The aim is for its lawyers to be transformed from being generalists into experts in their chosen field. It might sound old hat to some practising in London, but this is Chinese modernisation at a rapid pace.
“In addition to the management structure, we’ve set up 14 special working groups to support the standing committee,” explains Peng. ”Each working group acts like a think-tank to a specific aspect of the firm’s management, for example, administration, marketing, business development, strategic planning, quality control, risk management, specialisation and integration. They will conduct research, analysis and come up with proposals for the standing committee to discuss.”
The firm is in the year two is of its third five-year plan. Specialisation is the number one priority and then the firm wants to focus on the integration between the Beijing head office and branch offices. Today, most of Dacheng’s branch offices remain financially independent and loosely managed by Beijing.
Peng singles out the top practice focuses for Dacheng as: corporate, capital markets, M&A and investment, IP, energy and projects, sports and entertainment law, as well as dispute resolution.
The firm also hopes that by building a closer ties between partners and lawyers in the same practice areas across the whole network, its 50 offices globally will be better aligned and integrated.
“Our plan is to first integrate about 10 branch offices that already have a similar and compatible management and practice system with the head office. In addition, the process will start by integrating offices that are in the same region, for example the Pearl River Delta region and the Yangtzie River Delta region.”
Dacheng’s determination to transform itself from a federation of separate offices into a unified institution with solid internal systems is partially driven by aspiring partners wanting to build a successful legal brand. It is also driven by some alarming events that hit some of China’s leading firms last year, including Jun He’s legal challenge questioning the Chinese qualification of the firms’ partners (12 December 2013).
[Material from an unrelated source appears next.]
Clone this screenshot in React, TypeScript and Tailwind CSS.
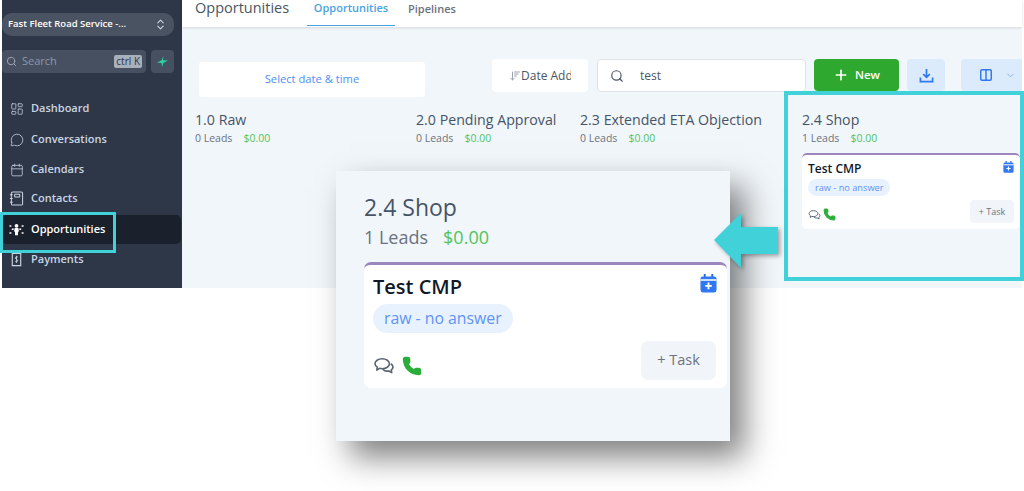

“The past year has seen many unprecedented challenges posed to the Chinese legal profession and raised new issues that firms need to face. We’ve also faced some problems ourselves caused by a lack of sufficient internal control and risk management,” Peng recalls.
“The Chinese legal market has been growing at an astonishing speed but firms didn’t have much time to catch up on updating their management at the same pace. We are now at the stage of history when some problems have inevitably started to show and materialise. Having problems is not a bad thing, as these problems can provide the whole industry a valuable opportunity to improve and advance.”
Global merger is possible
Over the years, Dacheng has established nine offices abroad, including New York, Paris, Singapore, Los Angeles, Moscow (19 August 2013) and Mongolia.
At the same time, the firm has signed cooperation agreements with a large number of foreign firms, such as PLMJ in Portugal, Minter Ellison in Australia, Siskinds in Canada and Arthur Cox in Ireland.
Will the Chinese giant continue pushing for its international expansion in the next five years?
“We are only at the beginning of globalisation. We have established several branch offices overseas and have entered in to many cooperative agreements with foreign firms. But that is still a long way away from the true sense of global firms,” Peng answers.
The firm is keeping an open mind about its international strategy. “The standing committee will consider various options, such as opening more branch offices overseas and growing organically. But equally, we will seriously consider forming an association with a major global firm which will eventually lead to a full merger,” he indicates.
That is some way off yet, however. For now the firm has got some growing pains to contend with.